Lisa has written, “Have you ever gone into a bookstore, pulled a novel off the shelf, glanced at the first page and thought, ‘You know, this is kind of dull, and I can’t tell what it’s about, but I’m sure the author tried really, really hard, and probably has something important to say, so I’m going to buy it, read it, and recommend it to all my friends?’” The answer is, of course not.
I feel the same way about most of what I receive from nonprofits. I open the letter or email, start reading and then stop. Because even though someone tried hard and the cause matters, that’s just not enough.
So how do we do better?
Here are three of my favorite principles from the book for nonprofit readers. Try using them for your next appeal, report or anything and see what happens.

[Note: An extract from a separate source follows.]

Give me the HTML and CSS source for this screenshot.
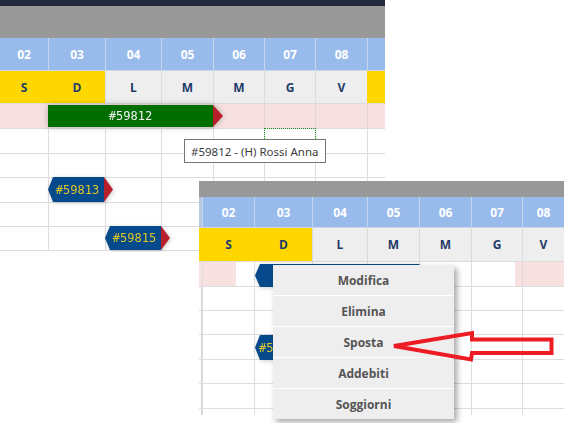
FILE: index.html
```html
<!DOCTYPE html>
<html lang="it">
<head>
<meta charset="utf-8">
<title>Planning</title>
<link rel="stylesheet" href="styles.css">
</head>
<body>
<div class="canvas">
  <section class="shot back">
    <div class="topbar"></div>
    <div class="graybar"></div>
    <div class="row head">
      <div class="c">02</div><div class="c">03</div><div class="c">04</div><div class="c">05</div><div class="c">06</div><div class="c">07</div><div class="c">08</div><div class="c"></div>
    </div>
    <div class="row days">
      <div class="c we">S</div><div class="c we">D</div><div class="c">L</div><div class="c">M</div><div class="c">M</div><div class="c">G</div><div class="c">V</div><div class="c we"></div>
    </div>
    <div class="row pink">
      <div class="c"></div><div class="c"></div><div class="c"></div><div class="c"></div><div class="c"></div><div class="c"></div><div class="c"></div><div class="c"></div>
    </div>
    <div class="row blank"><div class="c"></div><div class="c"></div><div class="c"></div><div class="c"></div><div class="c"></div><div class="c"></div><div class="c"></div><div class="c"></div></div>
    <div class="row blank r24"><div class="c"></div><div class="c"></div><div class="c"></div><div class="c"></div><div class="c"></div><div class="c"></div><div class="c"></div><div class="c"></div></div>
    <div class="row blank"><div class="c"></div><div class="c"></div><div class="c"></div><div class="c"></div><div class="c"></div><div class="c"></div><div class="c"></div><div class="c"></div></div>
    <div class="row blank r24"><div class="c"></div><div class="c"></div><div class="c"></div><div class="c"></div><div class="c"></div><div class="c"></div><div class="c"></div><div class="c"></div></div>
    <div class="row blank r24"><div class="c"></div><div class="c"></div><div class="c"></div><div class="c"></div><div class="c"></div><div class="c"></div><div class="c"></div><div class="c"></div></div>

    <div class="booking green-bar"><span>#59812</span><i class="tip"></i></div>
    <div class="focus-cell"></div>
    <div class="booking badge back-b1"><span>#59813</span><i class="tip"></i></div>
    <div class="booking badge back-b2"><span>#59815</span><i class="tip"></i></div>
  </section>

  <div class="tooltip">#59812 - (H) Rossi Anna</div>

  <section class="shot front">
    <div class="graybar thin"></div>
    <div class="row head">
      <div class="c edge"></div><div class="c">02</div><div class="c">03</div><div class="c">04</div><div class="c">05</div><div class="c">06</div><div class="c">07</div><div class="c">08</div>
    </div>
    <div class="row days">
      <div class="c we edge"></div><div class="c we">S</div><div class="c we">D</div><div class="c">L</div><div class="c">M</div><div class="c">M</div><div class="c">G</div><div class="c">V</div>
    </div>
    <div class="row pink">
      <div class="c edge"></div><div class="c half-l"></div><div class="c w"></div><div class="c w"></div><div class="c w"></div><div class="c w"></div><div class="c half-r"></div><div class="c"></div>
    </div>
    <div class="row blank r24"><div class="c edge"></div><div class="c"></div><div class="c"></div><div class="c"></div><div class="c"></div><div class="c"></div><div class="c"></div><div class="c"></div></div>
    <div class="row blank r24"><div class="c edge"></div><div class="c"></div><div class="c"></div><div class="c"></div><div class="c"></div><div class="c"></div><div class="c"></div><div class="c"></div></div>
    <div class="row blank"><div class="c edge"></div><div class="c"></div><div class="c"></div><div class="c"></div><div class="c"></div><div class="c"></div><div class="c"></div><div class="c"></div></div>
    <div class="row blank r24"><div class="c edge"></div><div class="c"></div><div class="c"></div><div class="c"></div><div class="c"></div><div class="c"></div><div class="c"></div><div class="c"></div></div>
    <div class="row blank"><div class="c edge"></div><div class="c"></div><div class="c"></div><div class="c"></div><div class="c"></div><div class="c"></div><div class="c"></div><div class="c"></div></div>
    <div class="row blank"><div class="c edge"></div><div class="c"></div><div class="c"></div><div class="c"></div><div class="c"></div><div class="c"></div><div class="c"></div><div class="c"></div></div>

    <div class="booking badge front-b1"><span></span><i class="tip"></i></div>
    <div class="booking badge front-b2"><span>#5</span></div>
  </section>

  <ul class="menu">
    <li>Modifica</li>
    <li>Elimina</li>
    <li>Sposta</li>
    <li>Addebiti</li>
    <li>Soggiorni</li>
  </ul>

  <svg class="arrow" width="568" height="423" viewBox="0 0 568 423">
    <polygon points="394,346 472,333 472,339.5 551.5,339.5 551.5,353 472,353 471,359.5" fill="none" stroke="#ed1c24" stroke-width="4" stroke-linejoin="miter"/>
  </svg>
</div>
</body>
</html>
```

FILE: styles.css
```css
* { box-sizing: border-box; }
html, body { margin: 0; padding: 0; background: #fff; }
body { font-family: "Open Sans", "Noto Sans", sans-serif; }

.canvas {
  position: relative;
  width: 568px;
  height: 423px;
  overflow: hidden;
  background: #fff;
}

.shot {
  position: absolute;
  display: flex;
  flex-direction: column;
  background: #fff;
  overflow: hidden;
}

.back { left: 0; top: 0; width: 385px; height: 252px; }
.front { left: 199px; top: 181px; width: 365px; height: 234px; }

.back .row { grid-template-columns: 48px 57px 56px 52px 51px 51px 52px 18px; }
.front .row { grid-template-columns: 3px 52px 58px 55px 52px 52px 51px 42px; }

.topbar { height: 6px; background: #212b3d; flex: none; }
.graybar { height: 32px; background: #999999; flex: none; }
.graybar.thin { height: 16px; background: #989898; }

.row {
  display: grid;
  flex: none;
  border-bottom: 1px solid #dcdcdc;
}
.c {
  border-left: 1px solid #dddddd;
  display: flex;
  align-items: center;
  justify-content: center;
  font-weight: 700;
  font-size: 12px;
}
.row .c:first-child { border-left: none; }

.head { height: 33px; background: #98bbec; border-bottom-color: #c9d6e8; }
.head .c { color: #fff; border-left-color: #c6d5ea; }
.front .head { height: 31px; }
.front .head .edge { background: #b7c9e2; }

.days { height: 33px; background: #eeeeee; border-bottom-color: #dcdcdc; }
.days .c { color: #1e3a68; border-left-color: #dcdcdc; }
.days .we { background: #ffd700; border-left-color: transparent; }
.front .days { height: 34px; }

.pink { height: 25px; background: #f7e1e1; border-bottom-color: #dddddd; }
.pink .c { border-left-color: #e6d3d3; }
.front .pink .w { background: #fff; border-left-color: #dddddd; }
.front .pink .half-l { background: linear-gradient(to right, #f7e1e1 33px, #fff 33px); border-left-color: #dddddd; }
.front .pink .half-r { background: linear-gradient(to right, #fff 43px, #f7e1e1 43px); border-left-color: #dddddd; }

.blank { height: 25px; background: #fff; border-bottom-color: #dddddd; }
.blank.r24 { height: 24px; }
.front .blank .edge { border-right: 1px solid #d4d4d4; }

/* bookings */
.booking {
  position: absolute;
  display: flex;
  align-items: center;
  font-family: "DejaVu Sans Mono", "Liberation Mono", monospace;
  font-size: 12px;
}
.booking span {
  flex: 1;
  height: 100%;
  display: flex;
  align-items: center;
  justify-content: center;
}
.booking .tip {
  width: 9px;
  height: 100%;
  background: #b81f2d;
  clip-path: polygon(0 0, 100% 50%, 0 100%);
  flex: none;
}

.green-bar {
  left: 48px;
  top: 105px;
  width: 175px;
  height: 22px;
  filter: drop-shadow(0 0 3px rgba(0,0,0,0.25));
}
.green-bar span { background: #006e00; color: #f2f2f2; }
.green-bar .tip { width: 10px; }

.badge {
  filter: drop-shadow(1px 1px 2px rgba(0,0,0,0.2));
}
.badge span {
  background: #074a8b;
  color: #dcc628;
  clip-path: polygon(5px 0, 100% 0, 100% 100%, 5px 100%, 0 50%);
  padding-left: 3px;
}
.back-b1 { left: 48px; top: 177px; width: 65px; height: 25px; }
.back-b2 { left: 105px; top: 226px; width: 65px; height: 24px; }
.front-b1 { left: 56px; top: 83px; width: 173px; height: 23px; }
.front-b2 { left: 56px; top: 154px; width: 20px; height: 25px; }
.front-b2 span { justify-content: flex-start; padding-left: 4px; }

.focus-cell {
  position: absolute;
  left: 264px;
  top: 128px;
  width: 52px;
  height: 25px;
  border: 1px dotted #1f8a1f;
}

.tooltip {
  position: absolute;
  left: 184px;
  top: 139px;
  width: 142px;
  height: 24px;
  border: 1px solid #767676;
  background: #fff;
  color: #3c3c3c;
  font-family: "Noto Sans", "Open Sans", sans-serif;
  font-size: 11.5px;
  display: flex;
  align-items: center;
  padding-left: 6px;
  white-space: nowrap;
}

.menu {
  position: absolute;
  left: 273px;
  top: 265px;
  width: 181px;
  margin: 0;
  padding: 0;
  list-style: none;
  background: #eeeeee;
  box-shadow: 3px 3px 6px rgba(0,0,0,0.35);
}
.menu li {
  height: 31px;
  border-top: 1px solid #ffffff;
  display: flex;
  align-items: center;
  justify-content: center;
  font-weight: 700;
  font-size: 12px;
  color: #555555;
}
.menu li:first-child { height: 30px; border-top: none; }

.arrow {
  position: absolute;
  left: 0;
  top: 0;
  pointer-events: none;
}
```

1. If we’re not feeling, we’re not conscious. And if we’re not feeling, we’re not reading. You have to get under the skin of the people (or animals) that are at the heart of your cause so you can make people care.
2. The story is in the specifics. A big part of accomplishing #1 is specifics. Lisa writes, “In October 2006, nearly six thousand people worldwide perished in hurricane-induced floods. Quick, what do you feel after reading that sentence? ... Now imagine a wall of water coming straight toward a small boy, who clings desperately to his frantic mother. Trying to soothe him, she whispers, ‘Don’t worry baby, I’m here, I won’t let you go.’ She feels him relax in the moment of deafening calm just before the water rips him from her arms. The sounds of his cry above the cacophony of destruction - trees ripped from the ground, houses smashed to splinters - will haunt her for the rest of her life… Now how do you feel?” Without specifics—and without a person whom we understand - we cannot get attached. But with those specifics, we feel the “ineffable magnitude of it all.” We aren’t being told a story, we’re living it.
3. Zero in on your point. Make sure everything you express cuts to the point of your story and the essence of your cause. If a detail, a person or a quote doesn’t drive it home, cut it. Remember, a good story is life with the boring parts cut out.
Thanks Lisa for giving us a great guide to making our stories vivid and our work intensely relatable - and therefore impossible to ignore.